Childhood

The Past

The past is a piece of me that I have recently come to terms with. For the longest time, I could not publically speak out about my childhood because it was unhappy and abusive. It was something a child should never have to go through. But I have learned we must face our own demons including those from our past, before we can move on because the past makes us who we are today.

I was mentally, physically and verbally abused as a child. It began at the age of seven, shortly after the birth of my brother. It happened regularly and routinely. But that never dulled the pain every time I was beaten. I told no one. I was afraid. I also believed and wanted a loving family badly enough to endure it. I used to cry myself to sleep every night praying that someone would one day rescue me from this horrible nightmare.
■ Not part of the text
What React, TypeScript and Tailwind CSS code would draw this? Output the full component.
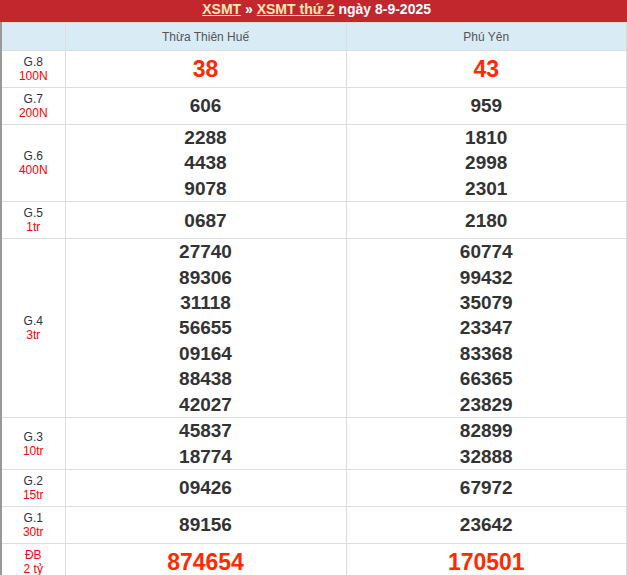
const rows: { g: string; p: string; h: string; a: string[]; b: string[]; big?: boolean; db?: boolean }[] = [
  { g: 'G.8', p: '100N', h: 'h-[37px]', a: ['38'], b: ['43'], big: true },
  { g: 'G.7', p: '200N', h: 'h-[37px]', a: ['606'], b: ['959'] },
  { g: 'G.6', p: '400N', h: 'h-[76px]', a: ['2288', '4438', '9078'], b: ['1810', '2998', '2301'] },
  { g: 'G.5', p: '1tr', h: 'h-[37px]', a: ['0687'], b: ['2180'] },
  { g: 'G.4', p: '3tr', h: 'h-[177px]', a: ['27740', '89306', '31118', '56655', '09164', '88438', '42027'], b: ['60774', '99432', '35079', '23347', '83368', '66365', '23829'] },
  { g: 'G.3', p: '10tr', h: 'h-[52px]', a: ['45837', '18774'], b: ['82899', '32888'] },
  { g: 'G.2', p: '15tr', h: 'h-[37px]', a: ['09426'], b: ['67972'] },
  { g: 'G.1', p: '30tr', h: 'h-[37px]', a: ['89156'], b: ['23642'] },
  { g: 'ĐB', p: '2 tỷ', h: 'h-[37px]', a: ['874654'], b: ['170501'], big: true, db: true },
];

function Cell({ nums, big }: { nums: string[]; big?: boolean }) {
  return (
    <td className="border border-[#ddd] text-center align-middle">
      {nums.map((n) => (
        <div key={n} className={big ? 'text-[23px] font-bold text-[#ff2a00] leading-[26px]' : 'text-[19px] font-bold text-[#333] leading-[25.4px]'}>{n}</div>
      ))}
    </td>
  );
}

export default function App() {
  return (
    <div className="w-[627px] h-[575px] overflow-hidden bg-white" style={{ fontFamily: '"Liberation Sans", Arial, sans-serif' }}>
      <div className="h-[22px] bg-[#c1272d] text-white font-bold text-[14px] leading-[18px] text-right pr-[196px]">
        <span className="underline text-[#ffe9b0]">XSMT</span> » <span className="underline text-[#ffe9b0]">XSMT thứ 2</span> ngày 8-9-2025
      </div>
      <table className="w-[627px] border-collapse border-l-2 border-l-[#999] table-fixed">
        <colgroup>
          <col className="w-[64px]" />
          <col className="w-[281px]" />
          <col />
        </colgroup>
        <tbody>
          <tr className="h-[28px] bg-[#d9ebf5] text-[12px] text-[#555]">
            <td className="border border-[#ddd]"></td>
            <td className="border border-[#ddd] text-center">Thừa Thiên Huế</td>
            <td className="border border-[#ddd] text-center">Phú Yên</td>
          </tr>
          {rows.map((r) => (
            <tr key={r.g} className={r.h}>
              <td className="border border-[#ddd] text-center text-[12px] leading-[14px]">
                <div className={r.db ? 'text-[#f00]' : 'text-[#333]'}>{r.g}</div>
                <div className="text-[#f00]">{r.p}</div>
              </td>
              <Cell nums={r.a} big={r.big} />
              <Cell nums={r.b} big={r.big} />
            </tr>
          ))}
        </tbody>
      </table>
    </div>
  );
}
The incidents occured less and less often as I grew up. Because of the lack of family and family ties, I grew up with very little friends, and none of whom I can absolutely trust. For the longest time, I felt so hopeless and lonely. At one point I was suicidal. I even ran away from home at eighteen, though my episode only lasted a week.

I learned and saw so many things during that one week. I learned not to blame myself for things outside my control and of no fault of my own. I learned that I can confront my past and make a future from it. At the end of the week, I found the courage to confront my parents and come clean with my feelings. My parents have given me their reason, excuse and apology. I have accepted them but they do not serve as justifications for what I have endured neither will I ever forget it. Forgiveness goes a long way, and I am not sure if I have reached that point.

Adulthood

The Present

Times have changed. It is different now. I am an adult, no longer the child hiding and crying in the corner. I have decided to move on. What happened in the past will always remain in the past, a history of my life. It is a part of who I am today and there is nothing I can do to change the facts. I can only live with knowing that it happened a long time ago and made me a better person. I cannot forget, but I can choose to live with it. I am now living for myself, for the future I envision.